Filed Under (Asylum) by Joe on 17-12-2009
This has been a truly exciting week for immigration. First, the EOIR swore in six new judges, second, the first CIR-related bill appeared in Congress, and now, an announcement from DHS that it will no longer detain asylum seekers that are found to have a credible fear of persecution. According to an article in the New York Times, “Foreigners who arrive at a port of entry and are found to have a credible fear will automatically be considered for release into the U.S…[a]sylum seekers still will spend time in detention while they undergo interviews and their information is checked, but the administration hopes to reduce the length of their stay with a policy change…” This was a real no-brainer for DHS. America should not want to be known as a country that detains people fleeing persecution. True, many of these asylum claims might be specious at best, but we still need to give asylum seekers the benefit of the doubt. After all, asylum claims often involve claims of horrific persecution, and the last thing we should want is to compound potential asylees’ suffering by locking them up for the months or years it takes to resolve their cases. America purports to be a nation of great humanitarian ideals; let’s ensure that we live up to them in all aspects of our legal system.

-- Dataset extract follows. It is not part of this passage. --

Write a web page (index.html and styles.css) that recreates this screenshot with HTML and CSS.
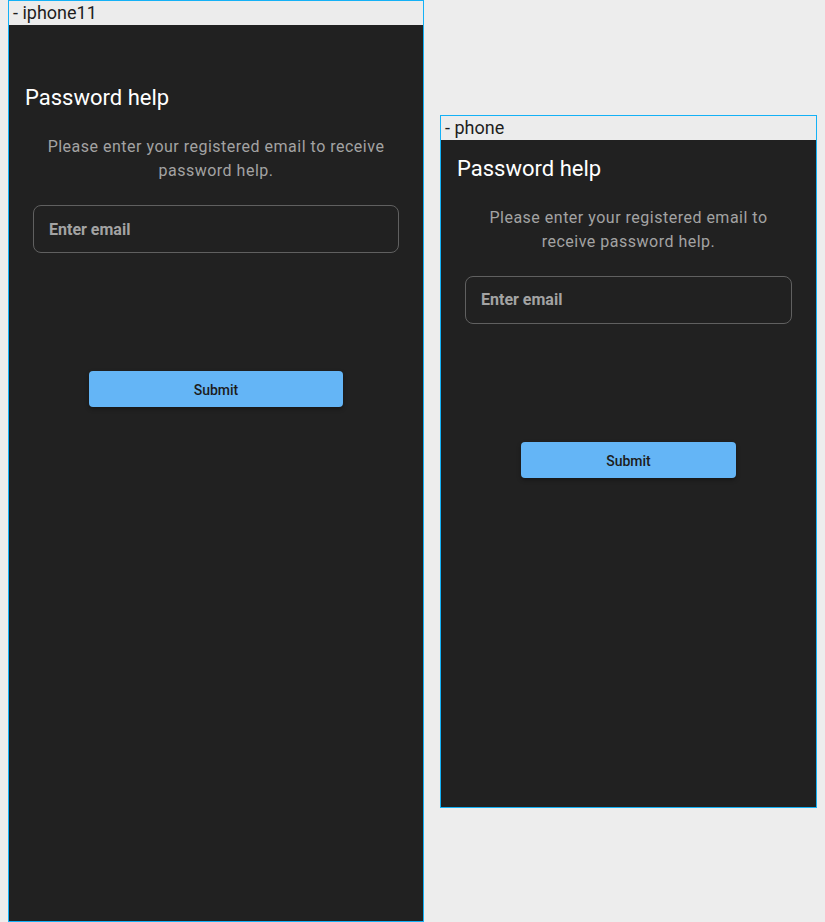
FILE: index.html
```html
<!DOCTYPE html>
<html>
<head>
    <title>Password help</title>
    <link rel="stylesheet" href="styles.css">
</head>
<body>
    <div class="device">
        <div class="device-label">- iphone11</div>
        <div class="screen screen-iphone11">
            <form class="help-form">
                <h2>Password help</h2>
                <p class="hint">Please enter your registered email to receive password help.</p>
                <input type="email" class="email" placeholder="Enter email">
                <button type="button">Submit</button>
            </form>
        </div>
    </div>

    <div class="device">
        <div class="device-label">- phone</div>
        <div class="screen screen-phone">
            <form class="help-form">
                <h2>Password help</h2>
                <p class="hint">Please enter your registered email to receive password help.</p>
                <input type="email" class="email" placeholder="Enter email">
                <button type="button">Submit</button>
            </form>
        </div>
    </div>
</body>
</html>
```

FILE: styles.css
```css
body {
    margin: 0 8px;
    background-color: #ededed;
    font-family: Roboto, "Liberation Sans", sans-serif;
    display: flex;
    align-items: center;
    gap: 16px;
    min-height: 922px;
}
.device {
    border: 1px solid #14b1f6;
    background-color: #212121;
}
.device-label {
    height: 24px;
    line-height: 24px;
    padding-left: 4px;
    font-size: 18px;
    color: #1e1e1e;
    background-color: #ececec;
}
.screen {
    box-sizing: border-box;
    padding: 17px 16px 0;
}
.screen-iphone11 {
    width: 414px;
    height: 896px;
    padding-top: 61px;
}
.screen-phone {
    width: 375px;
    height: 667px;
}
.help-form {
    display: flex;
    flex-direction: column;
}
h2 {
    margin: 0;
    font-size: 22px;
    font-weight: 400;
    line-height: 24px;
    color: #fff;
}
.hint {
    margin: 25px 16px 0;
    font-size: 16px;
    line-height: 24px;
    letter-spacing: 0.5px;
    text-align: center;
    color: #a3a3a3;
}
.email {
    margin: 22px 8px 0;
    height: 48px;
    box-sizing: border-box;
    padding: 0 15px;
    border: 1px solid #606060;
    border-radius: 8px;
    background: transparent;
    font-family: inherit;
    font-size: 16px;
    font-weight: 700;
    color: #e0e0e0;
    outline: none;
}
.email::placeholder {
    color: #a3a3a3;
}
button {
    margin: 118px 64px 0;
    height: 36px;
    padding-top: 3px;
    border: none;
    border-radius: 4px;
    background-color: #64b5f6;
    color: #1c1c1c;
    font-family: inherit;
    font-size: 14px;
    font-weight: 500;
    box-shadow: 0 2px 4px rgba(0, 0, 0, 0.35);
    cursor: pointer;
}
```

Filed Under (Asylum) by Joe on 21-08-2009
There’s an excellent story in today’s online edition of the Wall Street Journal that discusses the plight of the Mira family of St. Paul, Minnesota. Three children, Pablo, Rene, and Silvia Mira were forced to flee their native El Salvador due to gang harassment, which included threats of bodily harm and death. According to the article, the street gang that controls their town, Mara Salvatrucha 13 (or MS-13 for short), pressured the two Mira brothers to join the gang, and even threatened their sister, telling her that “‘she would find [her brothers'] bodies in a dumpster’ and be raped or murdered if the twins didn’t join.” The siblings fled El Salvador in order to escape these threats to their lives and safety, and applied for asylum after they arrived in the United States.
The history of the Mira’s asylum claim is long and convoluted, but suffice it to say that they were rejected at every stage of the adjudications and appeals process, until their case landed before Justice John Paul Stevens of the U.S. Supreme Court (this was after a less sympathetic Justice Alito turned down their request for an emergency stay of removal). Justice Stevens asked the government to explain why it refused to consider delaying the children’s deportation, and referred the matter to the full Supreme Court for consideration. Almost immediately afterwards, ICE miraculously released the children from detention, and notified the children’s attorney that it was willing to reopen their removal case.
Apparently, when the Supreme Court gets involved, DHS listens – and listens well. My guess is that DHS did not want a Supreme Court precedent involving gang-based asylum claims, and decided to bury the matter in a favorable adjudication before the Court could take further action. As good as this result is, it shouldn’t take Justice Stevens’ intervention to change the way that DHS treats gang-related asylum cases. This is a major problem right now for America’s asylum system, and it requires an intelligent and comprehensive solution that prevents a flood of asylum applicants from Central America while recognizing that many of these people truly need protection from gang persecution in their countries.
Under current immigration law gang persecution is generally not a basis for asylum in the United States. Asylum requires a well-founded fear of persecution on account of ethnicity, political opinion, religion, nationality, or “social group,” which is the catch-all category for any claims that don’t neatly fit into the first fourt categories. Since these first four categories generally don’t apply to gang-based persecution cases, attorneys try to fit their clients into a social group, an approach that has met with extremely limited success (political opinion has been used as well, with slightly more success, although these claims are also difficult to prove). The problem is really that the legal framework for asylum in this country was never designed for gang persecution situations. Our definition of asylum – cited above – is a product of the post-World War II era, when the Holocaust and other Nazi atrocities served as the basis for identifying protected groups of people. Specifically, the United States adopted its definition for asylum from the 1951 Convention Relating to the Status of Refugees and its 1967 Protocol, and is obligated to recognize asylum claims conforming to the standards contained in these treaties. Gang persecution, though, didn’t exist in 1951, and I doubt that any of the treaty’s drafters could have envisioned the situation that currently exists in Central America, whose governments are virtually powerless to combat their gang problems. People are being killed because they live in a town controlled by one gang, which angers a rival gang, or they refuse to join their local gang, or maybe their brother or sister joined a gang and left, and now they are being targeted as retribution for this “insult.” The police are usually outgunned and outmanned by these gangs, and many are even in league with the gangs themselves. The bottom line is that people are being killed and no one is protecting them, which, as far as I know, is the exact reason anyone is ever granted asylum.
As a matter of basic humanity, the United States should provide a mechanism for people fleeing gang violence to obtain asylum. Maybe call it something else, and make the grant temporary, or at least renewable every year pending reauthorization from Congress based on country conditions, along the lines of Temporary Protective Status. Either way, something must be done soon, or many, many people are going to die in Central America unnecessarily.